In an interview with Insurance Business, Jevens spoke about some risk mitigation procedures to follow in the lead up to an M&A transaction and the types of insurance products that are necessary after acquiring a business.

“Many of the companies we see are professionally operated”

When asked about some risk management decisions or advice to protect a transaction and make it less vulnerable to claims down the road, Jevens noted how private equity firms are making the process a lot easier.

“Once a private equity firm acquires a company, they’ll pull the various levers that they need to pull to make the company more profitable, and then they’ll turn around and they’ll trade that company  again with a higher valuation,” he said.

“Many of the companies that we see are professionally operated and if the company is large enough, they will have an in-house risk manager.”

However, not every company that is in the midst of an M&A transaction will have the resources of a private equity firm to ensure the company is both sellable and following strict guidelines.

In that case, a broker can help their client procure the best rate for all insurance coverages while also making them a better risk to take on via a thorough insurance due diligence screening process.

“The buyer will want to know if a company has regular safety training and equipment to avoid any injury, sexual harassment training, cyber security training, among other risk mitigation strategies, and if they have protocols that uphold those standards,” Jevens said.
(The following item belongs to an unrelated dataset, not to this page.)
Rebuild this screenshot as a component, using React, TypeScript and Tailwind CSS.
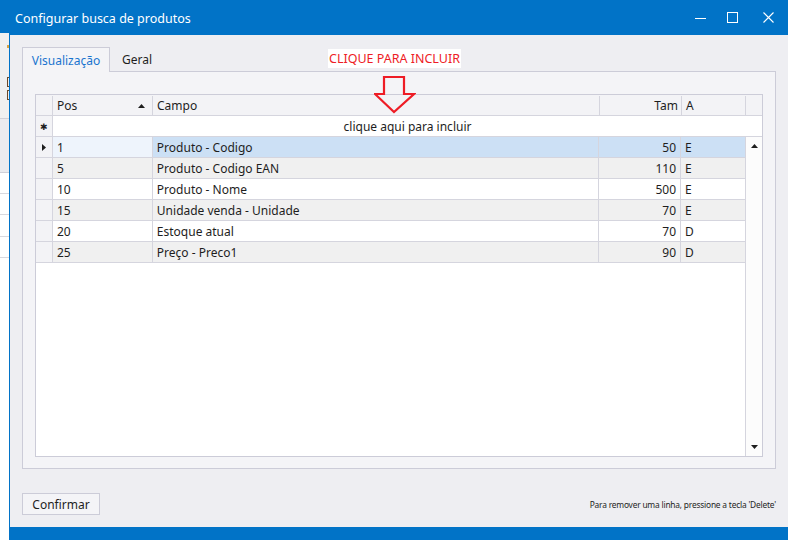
import React from "react";

const rows = [
  { pos: "1", campo: "Produto - Codigo", tam: "50", a: "E" },
  { pos: "5", campo: "Produto - Codigo EAN", tam: "110", a: "E" },
  { pos: "10", campo: "Produto - Nome", tam: "500", a: "E" },
  { pos: "15", campo: "Unidade venda - Unidade", tam: "70", a: "E" },
  { pos: "20", campo: "Estoque atual", tam: "70", a: "D" },
  { pos: "25", campo: "Preço - Preco1", tam: "90", a: "D" },
];

export default function App() {
  return (
    <div className="flex h-[540px] w-[788px] overflow-hidden font-['Noto_Sans',sans-serif] text-[12px] text-[#1e1e1e]">
      {/* parent window peeking out on the left */}
      <div className="flex w-[9px] shrink-0 flex-col bg-[#f0f0f0]">
        <div className="h-[33px] bg-[#0173c7]" />
        <div className="ml-[7px] mt-[12px] h-[3px] w-[2px] bg-[#d9a441]" />
        <div className="ml-[7px] mt-[29px] h-[10px] w-[2px] border-y border-l border-[#6b4a2a]" />
        <div className="ml-[7px] mt-[3px] h-[10px] w-[2px] border-y border-l border-[#6b4a2a]" />
        <div className="mt-[18px] h-[55px] border-y border-[#d0d0d8] bg-[#ebebef]" />
        <div className="h-[21px] border-b border-[#d8d8de] bg-white" />
        <div className="h-[21px] border-b border-[#d8d8de] bg-white" />
        <div className="h-[22px] border-b border-[#d8d8de] bg-white" />
        <div className="h-[21px] border-b border-[#d8d8de] bg-white" />
        <div className="flex-1 bg-white" />
      </div>

      {/* dialog */}
      <div className="relative flex flex-1 flex-col border-l border-[#0173c7]">
        <div className="flex h-[35px] shrink-0 items-center bg-[#0173c7] pl-[5px] text-white">
          <span className="pt-[3px] text-[12.5px]">Configurar busca de produtos</span>
          <div className="ml-auto flex h-full items-center">
            <div className="flex w-[32px] justify-center">
              <svg width="11" height="11" viewBox="0 0 11 11">
                <path d="M0 6.5h11" stroke="white" strokeWidth="1" />
              </svg>
            </div>
            <div className="flex w-[32px] justify-center">
              <svg width="11" height="11" viewBox="0 0 11 11">
                <rect x="0.5" y="0.5" width="10" height="10" fill="none" stroke="white" strokeWidth="1" />
              </svg>
            </div>
            <div className="flex w-[40px] justify-center">
              <svg width="11" height="11" viewBox="0 0 11 11">
                <path d="M0.5 0.5l10 10M10.5 0.5l-10 10" stroke="white" strokeWidth="1.1" />
              </svg>
            </div>
          </div>
        </div>

        <div className="flex flex-1 flex-col bg-[#eeeef2] pl-[12px] pr-[12px] pt-[12px]">
          {/* tabs */}
          <div className="flex h-[24px] items-end">
            <div className="relative z-10 -mb-px flex h-[25px] w-[88px] items-center justify-center border border-b-0 border-[#ccccd8] bg-[#f4f4f7] pt-[2px] text-[#1a75cf]">
              Visualização
            </div>
            <div className="flex h-[24px] items-center pl-[12px] pt-[2px] text-[#1e1e1e]">
              Geral
            </div>
          </div>

          {/* tab panel */}
          <div className="h-[398px] border border-[#ccccd8] bg-[#f4f4f7] pl-[12px] pr-[11px] pt-[22px]">
            <Grid />
          </div>

          {/* footer */}
          <div className="mt-[24px] flex items-center">
            <button className="h-[22px] w-[78px] border border-[#ccccd8] bg-[#f4f4f7] pt-[2px] text-[12px] text-[#1e1e1e]">
              Confirmar
            </button>
            <span className="ml-auto pt-[3px] text-[8.4px] tracking-[-0.2px] text-[#1e1e1e]">
              Para remover uma linha, pressione a tecla 'Delete'
            </span>
          </div>
        </div>

        <div className="h-[13px] shrink-0 bg-[#0173c7]" />

        {/* annotation */}
        <div className="absolute left-[318px] top-[49px] bg-white px-[1px] pt-[1px] text-[12.5px] leading-[18px] text-[#ee1c25]">
          CLIQUE PARA INCLUIR
        </div>
        <svg
          className="absolute left-[364px] top-[76px]"
          width="42"
          height="38"
          viewBox="0 0 42 38"
        >
          <path
            d="M10 1h20v17h10L20 36 1 18h9z"
            fill="none"
            stroke="#ee1c25"
            strokeWidth="2.2"
            strokeLinejoin="miter"
          />
        </svg>
      </div>
    </div>
  );
}

function Grid() {
  return (
    <div className="flex h-[363px] w-[728px] flex-col border border-[#ccccd8] bg-white">
      {/* header */}
      <div className="flex h-[21px] shrink-0 border-b border-[#d5d5de] bg-[#f3f3f6] pt-[1px]">
        <div className="w-[17px] border-r border-[#d5d5de]" />
        <div className="flex w-[100px] items-center border-r border-[#d5d5de] pl-[4px]">
          Pos
          <svg className="ml-auto mr-[7px]" width="7" height="4" viewBox="0 0 7 4">
            <path d="M3.5 0L7 4H0z" fill="#1e1e1e" />
          </svg>
        </div>
        <div className="flex w-[447px] items-center border-r border-[#d5d5de] pl-[4px]">Campo</div>
        <div className="flex w-[82px] items-center justify-end border-r border-[#d5d5de] pr-[3px]">Tam</div>
        <div className="flex w-[64px] items-center border-r border-[#d5d5de] pl-[4px]">A</div>
        <div className="flex-1" />
      </div>

      {/* new row */}
      <div className="flex h-[21px] shrink-0 border-b border-[#d5d5de]">
        <div className="flex w-[17px] items-center justify-center border-r border-[#d5d5de] bg-[#f3f3f6] text-[9px] leading-none">
          ✱
        </div>
        <div className="flex flex-1 items-center justify-center pt-[1px]">clique aqui para incluir</div>
      </div>

      <div className="flex flex-1">
        <div className="flex w-[709px] flex-col">
          {rows.map((r, i) => {
            const sel = i === 0;
            const bg = sel ? "bg-[#cce0f5]" : i % 2 === 1 ? "bg-[#f0f0f0]" : "bg-white";
            return (
              <div key={r.pos} className={`flex h-[21px] border-b border-[#d5d5de] ${bg}`}>
                <div className="flex w-[17px] items-center justify-center border-r border-[#d5d5de] bg-[#f3f3f6]">
                  {sel && (
                    <svg width="4" height="7" viewBox="0 0 4 7">
                      <path d="M0 0l4 3.5L0 7z" fill="#1e1e1e" />
                    </svg>
                  )}
                </div>
                <div
                  className={`flex w-[100px] items-center border-r border-[#d5d5de] pl-[4px] pt-[2px] ${
                    sel ? "bg-[#eef4fc]" : ""
                  }`}
                >
                  {r.pos}
                </div>
                <div className="flex w-[447px] items-center border-r border-[#d5d5de] pl-[4px] pt-[2px]">{r.campo}</div>
                <div className="flex w-[82px] items-center justify-end border-r border-[#d5d5de] pr-[4px] pt-[2px]">{r.tam}</div>
                <div className="flex w-[64px] items-center pl-[4px] pt-[2px]">{r.a}</div>
              </div>
            );
          })}
        </div>
        {/* vertical scrollbar */}
        <div className="flex flex-1 flex-col items-center justify-between border-l border-[#d5d5de] bg-[#fcfcfc] py-[7px]">
          <svg width="7" height="4" viewBox="0 0 7 4">
            <path d="M3.5 0L7 4H0z" fill="#1e1e1e" />
          </svg>
          <svg width="7" height="4" viewBox="0 0 7 4">
            <path d="M0 0h7L3.5 4z" fill="#1e1e1e" />
          </svg>
        </div>
      </div>
    </div>
  );
}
For first-time buyers who have little experience with conducting due diligence, “the underwriting process for reps & warranties coverage can help provide newbie buyers with a sort of road map toward a more fulsome and robust due diligence effort,” he said.
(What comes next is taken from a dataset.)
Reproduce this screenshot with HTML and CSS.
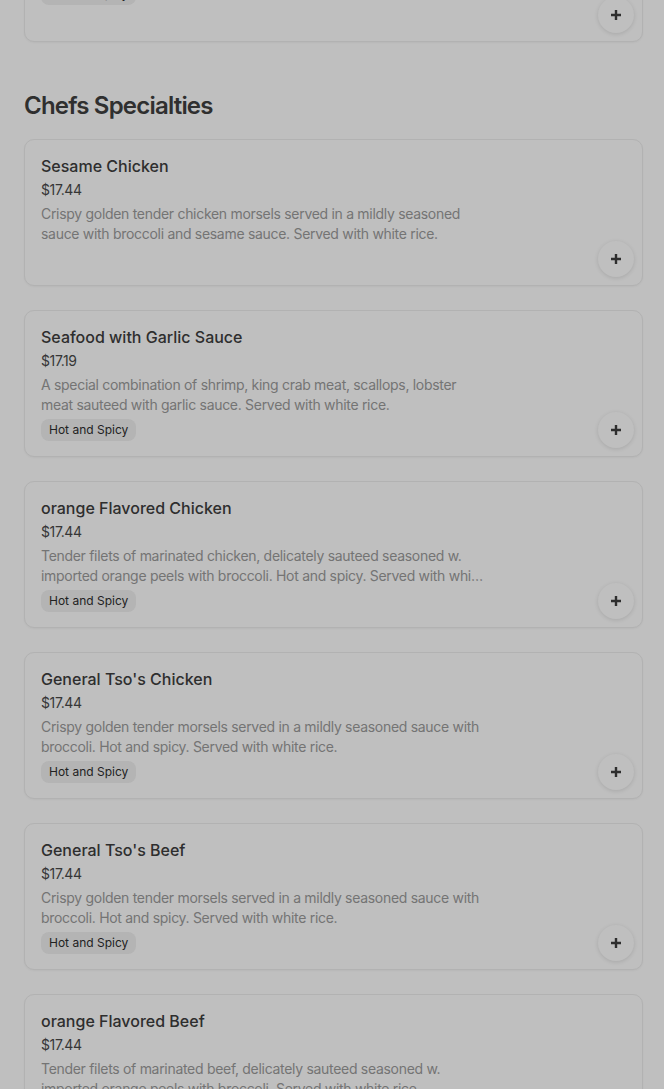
FILE: index.html
```html
<!DOCTYPE html>
<html lang="en">
<head>
<meta charset="utf-8">
<title>Menu</title>
<link rel="stylesheet" href="styles.css">
</head>
<body>
<main class="menu">
  <section class="section section-prev">
    <article class="card card-tall">
      <div class="info">
        <h3 class="name">Kung Pao Chicken</h3>
        <div class="price">$16.95</div>
        <p class="desc">Diced chicken with peanuts, celery and hot peppers in a spicy brown sauce. Served with white rice.</p>
        <span class="tag">Hot and Spicy</span>
      </div>
      <button class="add" aria-label="Add"><svg viewBox="0 0 12 12" width="12" height="12"><path d="M6 1v10M1 6h10" stroke="currentColor" stroke-width="2.4"/></svg></button>
    </article>
  </section>

  <section class="section">
    <h2 class="section-title">Chefs Specialties</h2>
    <div class="list">
      <article class="card">
        <div class="info">
          <h3 class="name">Sesame Chicken</h3>
          <div class="price">$17.44</div>
          <p class="desc">Crispy golden tender chicken morsels served in a mildly seasoned sauce with broccoli and sesame sauce. Served with white rice.</p>
        </div>
        <button class="add" aria-label="Add"><svg viewBox="0 0 12 12" width="12" height="12"><path d="M6 1v10M1 6h10" stroke="currentColor" stroke-width="2.4"/></svg></button>
      </article>
      <article class="card">
        <div class="info">
          <h3 class="name">Seafood with Garlic Sauce</h3>
          <div class="price">$17.19</div>
          <p class="desc">A special combination of shrimp, king crab meat, scallops, lobster meat sauteed with garlic sauce. Served with white rice.</p>
          <span class="tag">Hot and Spicy</span>
        </div>
        <button class="add" aria-label="Add"><svg viewBox="0 0 12 12" width="12" height="12"><path d="M6 1v10M1 6h10" stroke="currentColor" stroke-width="2.4"/></svg></button>
      </article>
      <article class="card">
        <div class="info">
          <h3 class="name">orange Flavored Chicken</h3>
          <div class="price">$17.44</div>
          <p class="desc">Tender filets of marinated chicken, delicately sauteed seasoned w. imported orange peels with broccoli. Hot and spicy. Served with white rice.</p>
          <span class="tag">Hot and Spicy</span>
        </div>
        <button class="add" aria-label="Add"><svg viewBox="0 0 12 12" width="12" height="12"><path d="M6 1v10M1 6h10" stroke="currentColor" stroke-width="2.4"/></svg></button>
      </article>
      <article class="card">
        <div class="info">
          <h3 class="name">General Tso's Chicken</h3>
          <div class="price">$17.44</div>
          <p class="desc">Crispy golden tender morsels served in a mildly seasoned sauce with broccoli. Hot and spicy. Served with white rice.</p>
          <span class="tag">Hot and Spicy</span>
        </div>
        <button class="add" aria-label="Add"><svg viewBox="0 0 12 12" width="12" height="12"><path d="M6 1v10M1 6h10" stroke="currentColor" stroke-width="2.4"/></svg></button>
      </article>
      <article class="card">
        <div class="info">
          <h3 class="name">General Tso's Beef</h3>
          <div class="price">$17.44</div>
          <p class="desc">Crispy golden tender morsels served in a mildly seasoned sauce with broccoli. Hot and spicy. Served with white rice.</p>
          <span class="tag">Hot and Spicy</span>
        </div>
        <button class="add" aria-label="Add"><svg viewBox="0 0 12 12" width="12" height="12"><path d="M6 1v10M1 6h10" stroke="currentColor" stroke-width="2.4"/></svg></button>
      </article>
      <article class="card">
        <div class="info">
          <h3 class="name">orange Flavored Beef</h3>
          <div class="price">$17.44</div>
          <p class="desc">Tender filets of marinated beef, delicately sauteed seasoned w. imported orange peels with broccoli. Served with white rice.</p>
          <span class="tag">Hot and Spicy</span>
        </div>
        <button class="add" aria-label="Add"><svg viewBox="0 0 12 12" width="12" height="12"><path d="M6 1v10M1 6h10" stroke="currentColor" stroke-width="2.4"/></svg></button>
      </article>
    </div>
  </section>
</main>
</body>
</html>
```
FILE: styles.css
```css
* { box-sizing: border-box; }
html, body { margin: 0; padding: 0; }
body {
  background: #bfbfbf;
  font-family: Inter, "Noto Sans", "Liberation Sans", sans-serif;
  color: #2b2b2b;
  height: 1089px;
  overflow: hidden;
}
.menu {
  padding: 0 21px 0 24px;
  margin-top: -126px;
}
.section-prev { margin-bottom: 48px; }
.section-title {
  margin: 0 0 17px;
  font-size: 24px;
  line-height: 32px;
  font-weight: 600;
  letter-spacing: -0.8px;
  color: #2f2f2f;
}
.list {
  display: flex;
  flex-direction: column;
  gap: 24px;
}
.card {
  position: relative;
  min-height: 147px;
  border: 1px solid #b2b2b2;
  border-radius: 10px;
  background: #bfbfbf;
  box-shadow: 0 1px 2px rgba(0,0,0,0.04);
  padding: 16px 16px 15px;
}
.card-tall { padding-bottom: 36px; }
.info {
  display: flex;
  flex-direction: column;
  align-items: flex-start;
  gap: 4px;
  width: 446px;
}
.name {
  margin: 0;
  font-size: 16px;
  line-height: 20px;
  font-weight: 500;
  color: #2e2e2e;
}
.price {
  font-size: 14px;
  line-height: 20px;
  color: #363636;
  letter-spacing: -0.4px;
}
.desc {
  margin: 0;
  font-size: 14px;
  line-height: 20px;
  color: #747474;
  letter-spacing: -0.3px;
  display: -webkit-box;
  -webkit-line-clamp: 2;
  -webkit-box-orient: vertical;
  overflow: hidden;
}
.tag {
  display: inline-block;
  height: 22px;
  line-height: 22px;
  padding: 0 8px;
  border-radius: 8px;
  background: #b4b4b4;
  font-size: 12px;
  color: #222;
}
.add {
  position: absolute;
  right: 8px;
  bottom: 8px;
  width: 36px;
  height: 36px;
  border-radius: 50%;
  border: none;
  padding: 0;
  background: #bfbfbf;
  box-shadow: 0 1px 4px rgba(0,0,0,0.12);
  color: #2e2e2e;
  display: flex;
  align-items: center;
  justify-content: center;
}
```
“Often, the longer that buyers have operated in the M&A trenches, the more onerous they become with the general pre-acquisition due diligence portion of the process, especially buyers who routinely utilize reps & warranties insurance.”
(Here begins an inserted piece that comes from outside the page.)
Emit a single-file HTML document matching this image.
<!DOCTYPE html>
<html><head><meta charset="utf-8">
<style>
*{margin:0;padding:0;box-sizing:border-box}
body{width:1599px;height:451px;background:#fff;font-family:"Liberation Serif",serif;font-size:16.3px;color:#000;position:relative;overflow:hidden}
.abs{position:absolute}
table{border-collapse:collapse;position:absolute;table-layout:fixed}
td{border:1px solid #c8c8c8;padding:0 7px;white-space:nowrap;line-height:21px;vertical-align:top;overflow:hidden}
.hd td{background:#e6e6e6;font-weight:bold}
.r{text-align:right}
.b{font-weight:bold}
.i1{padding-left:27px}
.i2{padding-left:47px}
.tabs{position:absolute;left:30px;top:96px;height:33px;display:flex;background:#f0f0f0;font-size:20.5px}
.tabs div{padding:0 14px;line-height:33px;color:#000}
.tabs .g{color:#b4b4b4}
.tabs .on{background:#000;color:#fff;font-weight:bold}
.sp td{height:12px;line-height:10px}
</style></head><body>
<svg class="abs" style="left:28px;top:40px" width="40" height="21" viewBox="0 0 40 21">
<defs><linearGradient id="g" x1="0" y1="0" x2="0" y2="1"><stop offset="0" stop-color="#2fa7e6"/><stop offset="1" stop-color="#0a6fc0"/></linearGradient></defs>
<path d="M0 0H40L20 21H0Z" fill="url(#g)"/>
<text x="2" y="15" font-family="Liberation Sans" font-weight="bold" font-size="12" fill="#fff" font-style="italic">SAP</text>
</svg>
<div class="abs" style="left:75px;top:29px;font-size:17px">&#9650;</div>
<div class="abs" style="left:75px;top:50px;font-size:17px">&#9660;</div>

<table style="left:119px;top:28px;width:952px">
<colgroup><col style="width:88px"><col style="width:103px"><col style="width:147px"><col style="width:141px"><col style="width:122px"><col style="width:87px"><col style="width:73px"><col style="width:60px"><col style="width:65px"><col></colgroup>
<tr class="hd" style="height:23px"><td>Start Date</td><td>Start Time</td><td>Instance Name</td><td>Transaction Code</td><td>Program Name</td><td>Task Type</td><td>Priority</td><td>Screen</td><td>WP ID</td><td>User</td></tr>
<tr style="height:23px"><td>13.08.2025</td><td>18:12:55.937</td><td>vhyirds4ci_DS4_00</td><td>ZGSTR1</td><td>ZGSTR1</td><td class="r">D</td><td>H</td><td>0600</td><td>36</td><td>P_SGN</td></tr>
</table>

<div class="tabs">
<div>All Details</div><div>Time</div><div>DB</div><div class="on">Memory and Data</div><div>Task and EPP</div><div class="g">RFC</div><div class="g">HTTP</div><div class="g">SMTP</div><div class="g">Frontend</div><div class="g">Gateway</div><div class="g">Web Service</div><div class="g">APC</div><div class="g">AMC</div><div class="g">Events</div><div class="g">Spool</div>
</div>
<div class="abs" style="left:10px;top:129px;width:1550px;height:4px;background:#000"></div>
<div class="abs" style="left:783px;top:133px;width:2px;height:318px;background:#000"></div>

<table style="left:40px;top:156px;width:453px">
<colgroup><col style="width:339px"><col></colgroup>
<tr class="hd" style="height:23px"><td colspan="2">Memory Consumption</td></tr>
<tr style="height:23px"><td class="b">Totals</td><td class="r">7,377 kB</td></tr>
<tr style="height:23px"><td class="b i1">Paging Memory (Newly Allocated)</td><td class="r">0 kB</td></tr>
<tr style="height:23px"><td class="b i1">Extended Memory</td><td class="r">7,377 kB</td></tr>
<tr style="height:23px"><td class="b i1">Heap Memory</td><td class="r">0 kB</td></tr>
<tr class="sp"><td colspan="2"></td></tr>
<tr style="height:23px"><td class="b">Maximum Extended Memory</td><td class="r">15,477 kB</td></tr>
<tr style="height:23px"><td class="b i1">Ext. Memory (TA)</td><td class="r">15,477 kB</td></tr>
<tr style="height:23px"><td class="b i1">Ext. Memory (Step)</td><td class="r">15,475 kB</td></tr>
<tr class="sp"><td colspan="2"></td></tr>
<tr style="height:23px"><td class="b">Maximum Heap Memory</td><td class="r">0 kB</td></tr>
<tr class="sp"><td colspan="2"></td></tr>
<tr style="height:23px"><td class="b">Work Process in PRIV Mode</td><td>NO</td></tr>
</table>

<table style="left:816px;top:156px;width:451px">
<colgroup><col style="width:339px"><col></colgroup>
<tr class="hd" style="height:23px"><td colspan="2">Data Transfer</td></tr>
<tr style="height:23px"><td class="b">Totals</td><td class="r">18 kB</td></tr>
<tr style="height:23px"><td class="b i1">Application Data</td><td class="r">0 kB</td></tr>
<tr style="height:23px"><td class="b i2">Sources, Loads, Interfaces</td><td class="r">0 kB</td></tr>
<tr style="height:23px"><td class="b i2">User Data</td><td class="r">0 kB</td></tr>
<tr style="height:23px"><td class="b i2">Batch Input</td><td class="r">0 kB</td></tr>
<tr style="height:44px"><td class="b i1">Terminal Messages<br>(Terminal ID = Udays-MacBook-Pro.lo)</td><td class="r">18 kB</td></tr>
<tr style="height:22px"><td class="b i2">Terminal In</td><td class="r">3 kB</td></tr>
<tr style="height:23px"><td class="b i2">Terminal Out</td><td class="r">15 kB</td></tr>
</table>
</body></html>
Considering additional coverage

While reps & warranties insurance and the due diligence process can result in a successful and claim-free transaction, there are also coverages that companies should purchase after the deal has closed to stay adequately protected.

“The primary coverage that buyers are most often concerned about post-close is directors & officers insurance,” Jevens said.

“This product is paramount in the eyes of the buyer, to make sure that they’ve got protection against the decisions they make while operating the company post acquisition to thwart a shareholders’ suit.”

Depending on how the business is structured, there may have been D&O coverage that was in place on the target company before it was acquired, and that policy would be “tailed off” so that there’s coverage in place that will protect the existing directors and officer from future claims made against them post-acquisition.

Then, there’s the new D&O policy that’s put in place that will protect the operators post-acquisition.

“The other insurance coverages that are routinely emphasized, especially from a reps & warranties insurance perspective, are cyber and environmental liability insurance,” Jevens concluded.